(Apologies in advance for any imprecision in the following; I am a computer scientist and regret never having taken an actual course on topology.)

One way to define the pure braid group $P_n$ is as follows: consider a pure braid to be a set of $n$ non-intersecting arcs in $x,y,t$-space which are monotone in the $t$ direction, such that the $i$th arc connects $(i,0,0)$ to $(i,0,1)$. Sets of arcs which can be deformed continuously into each other without any arcs intersecting are considered equivalent pure braids.

Consider a generalization where the endpoints are not integer positions on two lines, but arbitrary fixed positions in the $t = 0$ and $t = 1$ planes. It seems clear to me that this does not change the topology of the space [1], so I will call such a collection of arcs an *embedded braid*. I'm looking at characterizing "optimal" embedded braids that minimize a certain functional $F$. For concreteness, let $F$ be the total length of the arcs (the actual functional I need to use is slightly different, but this should be close enough to carry over the results).

If the requirement that arcs do not intersect is removed, the space of embedded braids can be given an affine structure over which $F$ is convex, and it is immediately apparent that there is a single local minimum which is the global minimum: connect each pair of endpoints with a straight line. What can we say about the local minima of $F$ if we retain the non-intersection property? My intuition says that each topologically distinct braiding (corresponding to a particular element of $P_n$) forms a connected component with a unique local minimum, but I cannot tell how to begin proving this. It would be true if one could show that the connected components are convex subsets of the space; this does not hold under the "obvious" affine structure where we treat each arc and each $t$ independently, but that leaves the possibility of some other choice of affine structure which works. Are there some nice proof techniques that would help proving uniqueness of local minima in this context? Would any ideas or analogies from the theory of minimal surfaces help?

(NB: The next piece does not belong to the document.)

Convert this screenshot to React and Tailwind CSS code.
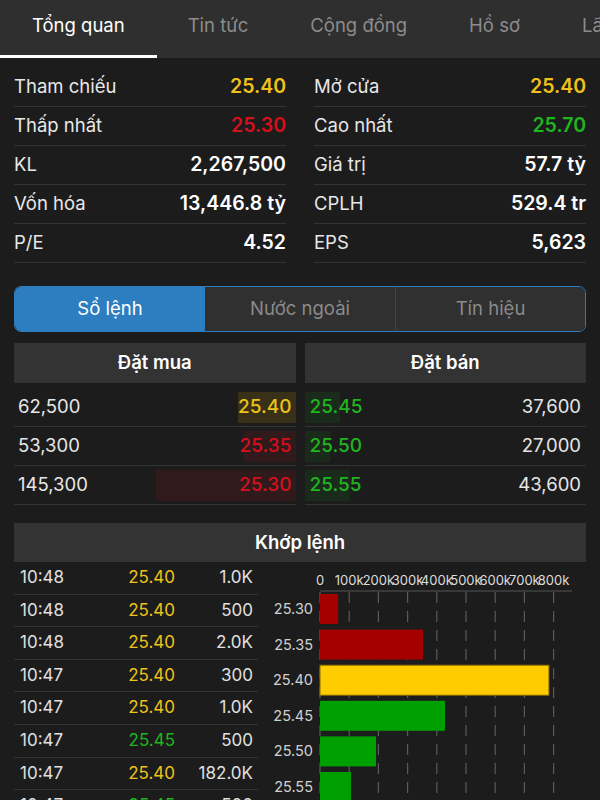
const yellow = "text-[#eec21a]"
const red = "text-[#d3101c]"
const green = "text-[#1fb51f]"

const stats = [
  { l: "Tham chiếu", v: "25.40", c: yellow, r: "Mở cửa", rv: "25.40", rc: yellow },
  { l: "Thấp nhất", v: "25.30", c: red, r: "Cao nhất", rv: "25.70", rc: green },
  { l: "KL", v: "2,267,500", c: "text-white", r: "Giá trị", rv: "57.7 tỷ", rc: "text-white" },
  { l: "Vốn hóa", v: "13,446.8 tỷ", c: "text-white", r: "CPLH", rv: "529.4 tr", rc: "text-white" },
  { l: "P/E", v: "4.52", c: "text-white", r: "EPS", rv: "5,623", rc: "text-white" },
]

const buys = [
  { vol: "62,500", price: "25.40", c: yellow, bar: "bg-[#383117]", w: 58 },
  { vol: "53,300", price: "25.35", c: red, bar: "bg-[#311a1c]", w: 52 },
  { vol: "145,300", price: "25.30", c: red, bar: "bg-[#311a1c]", w: 140 },
]

const sells = [
  { vol: "37,600", price: "25.45", w: 35 },
  { vol: "27,000", price: "25.50", w: 25 },
  { vol: "43,600", price: "25.55", w: 45 },
]

const trades = [
  ["10:48", "25.40", "1.0K", yellow],
  ["10:48", "25.40", "500", yellow],
  ["10:48", "25.40", "2.0K", yellow],
  ["10:47", "25.40", "300", yellow],
  ["10:47", "25.40", "1.0K", yellow],
  ["10:47", "25.45", "500", green],
  ["10:47", "25.40", "182.0K", yellow],
  ["10:47", "25.45", "500", green],
]

const chartBars = [
  { p: "25.30", v: 62, fill: "#a50000" },
  { p: "25.35", v: 353, fill: "#a50000" },
  { p: "25.40", v: 784, fill: "#ffcc00", stroke: "#8a6d00" },
  { p: "25.45", v: 428, fill: "#009f00" },
  { p: "25.50", v: 192, fill: "#009f00" },
  { p: "25.55", v: 106, fill: "#009f00" },
]

function VolumeChart() {
  const x0 = 62
  const step = 29.2
  const ticks = [0, 1, 2, 3, 4, 5, 6, 7, 8]
  return (
    <svg width="327" height="238" className="block">
      {ticks.map((t) => (
        <line
          key={`g${t}`}
          x1={x0 + t * step}
          x2={x0 + t * step}
          y1={30}
          y2={238}
          stroke="#5a5a5a"
          strokeWidth="1.2"
          strokeDasharray="11 8"
        />
      ))}
      <line x1={x0} x2={314} y1={29} y2={29} stroke="#555" strokeWidth="1" />
      {ticks.map((t) => (
        <text
          key={`t${t}`}
          x={x0 + t * step}
          y={22.5}
          fill="#dcdcdc"
          fontSize="13"
          textAnchor="middle"
        >
          {t === 0 ? "0" : `${t * 100}k`}
        </text>
      ))}
      {chartBars.map((b, i) => {
        const y = 32 + i * 35.6
        return (
          <g key={b.p}>
            <rect
              x={x0}
              y={y}
              width={(b.v / 100) * step}
              height={30}
              fill={b.fill}
              stroke={b.stroke || "none"}
              strokeWidth="1"
            />
            <text x={55} y={y + 20} fill="#d0d0d0" fontSize="14.5" textAnchor="end">
              {b.p}
            </text>
          </g>
        )
      })}
    </svg>
  )
}

export default function App() {
  return (
    <div
      className="relative h-[800px] w-[600px] overflow-hidden bg-[#1c1c1c] text-white"
      style={{ fontFamily: "Inter, 'Liberation Sans', sans-serif" }}
    >
      <nav className="flex h-[58px] bg-[#2f2f2f] whitespace-nowrap">
        <div className="relative px-[32px] pt-[12px] text-[18.5px] leading-[26px] text-white">
          Tổng quan
          <span className="absolute bottom-0 left-0 right-0 h-[3px] bg-white" />
        </div>
        <div className="px-[31px] pt-[12px] text-[18.5px] leading-[26px] text-[#8c8c8c]">Tin tức</div>
        <div className="px-[31px] pt-[12px] text-[18.5px] leading-[26px] text-[#8c8c8c]">Cộng đồng</div>
        <div className="px-[31px] pt-[12px] text-[18.5px] leading-[26px] text-[#8c8c8c]">Hồ sơ</div>
        <div className="px-[31px] pt-[12px] text-[18.5px] leading-[26px] text-[#8c8c8c]">Lãnh đạo</div>
      </nav>

      <div className="px-[14px]">
        <div className="mt-[10px] grid grid-cols-2 gap-x-[28px]">
          {stats.map((s) => (
            <div key={s.l} className="contents">
              <div className="flex h-[39px] items-center justify-between border-b border-[#343434] text-[18.5px]">
                <span className="text-[#e8e8e8]">{s.l}</span>
                <span className={`text-[19.5px] font-semibold ${s.c}`}>{s.v}</span>
              </div>
              <div className="flex h-[39px] items-center justify-between border-b border-[#343434] text-[18.5px]">
                <span className="text-[#e8e8e8]">{s.r}</span>
                <span className={`text-[19.5px] font-semibold ${s.rc}`}>{s.rv}</span>
              </div>
            </div>
          ))}
        </div>

        <div className="mt-[23px] grid h-[46px] grid-cols-3 overflow-hidden rounded-[7px] border-[1.5px] border-[#2c7bbd] text-[18.5px]">
          <div className="flex items-center justify-center bg-[#2d7ec0] text-white">Sổ lệnh</div>
          <div className="flex items-center justify-center bg-[#303030] text-[#8a8a8a]">Nước ngoài</div>
          <div className="flex items-center justify-center border-l border-[#444] bg-[#303030] text-[#8a8a8a]">
            Tín hiệu
          </div>
        </div>

        <div className="mt-[11px] grid grid-cols-2 gap-x-[9px]">
          <div>
            <div className="flex h-[40px] items-center justify-center bg-[#333333] text-[18.5px] font-semibold">
              Đặt mua
            </div>
            <div className="pt-[5px]">
              {buys.map((b) => (
                <div
                  key={b.vol}
                  className="relative flex h-[39px] items-center justify-between border-b border-[#343434] pl-[4px] pr-[4px] text-[18.5px]"
                >
                  <span
                    className={`absolute bottom-[3px] right-0 top-[4px] ${b.bar}`}
                    style={{ width: `${b.w}px` }}
                  />
                  <span className="relative text-[#e6e6e6]">{b.vol}</span>
                  <span className={`relative text-[19px] font-medium ${b.c}`}>{b.price}</span>
                </div>
              ))}
            </div>
          </div>
          <div>
            <div className="flex h-[40px] items-center justify-center bg-[#333333] text-[18.5px] font-semibold">
              Đặt bán
            </div>
            <div className="pt-[5px]">
              {sells.map((s) => (
                <div
                  key={s.vol}
                  className="relative flex h-[39px] items-center justify-between border-b border-[#343434] px-[5px] text-[18.5px]"
                >
                  <span
                    className="absolute bottom-[3px] left-0 top-[4px] bg-[#1b2b1b]"
                    style={{ width: `${s.w}px` }}
                  />
                  <span className={`relative text-[19px] font-medium ${green}`}>{s.price}</span>
                  <span className="relative text-[#e6e6e6]">{s.vol}</span>
                </div>
              ))}
            </div>
          </div>
        </div>

        <div className="mt-[18px] flex h-[39px] items-center justify-center bg-[#333333] text-[18.5px] font-semibold">
          Khớp lệnh
        </div>

        <div className="flex">
          <div className="w-[244px] shrink-0">
            {trades.map((t, i) => (
              <div
                key={i}
                className="grid h-[32.6px] grid-cols-[1fr_80px_78px] items-center border-b border-[#343434] pl-[6px] pr-[5px] text-[17px]"
              >
                <span className="text-[#e0e0e0]">{t[0]}</span>
                <span className={`text-right ${t[3]}`}>{t[1]}</span>
                <span className="text-right text-[#e0e0e0]">{t[2]}</span>
              </div>
            ))}
          </div>
          <div className="flex-1">
            <VolumeChart />
          </div>
        </div>
      </div>
    </div>
  )
}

As Andrew Stacey mentions, the connected components are *open* subspaces; I believe existence of local minima can be guaranteed by considering the *closure* of the component seen as a subset of the space of embeddings that allow intersection. (Following Kevin Walker's comment, I realize this is called compactification.) This would include embeddings "on the boundary", whose arcs can intersect but which are only an infinitesimal displacement away from non-intersecting embeddings with the right topology. As a concrete example, the following braid,

\ / \ / \ / \ \ / \ / \ / \

on being pulled tight, approaches a configuration where the arcs are infinitesimally close together in the middle; the minimal length is attained by the intersecting embedding where the two arcs share a common point.

[1] Since the endpoints are fixed, we can associate each such generalized braid uniquely with a pure braid by shrinking the $t$ dimension slightly and composing each arc $i$ with a fixed arc from its endpoints to $(i,0,0)$ and $(i,0,1)$ respectively.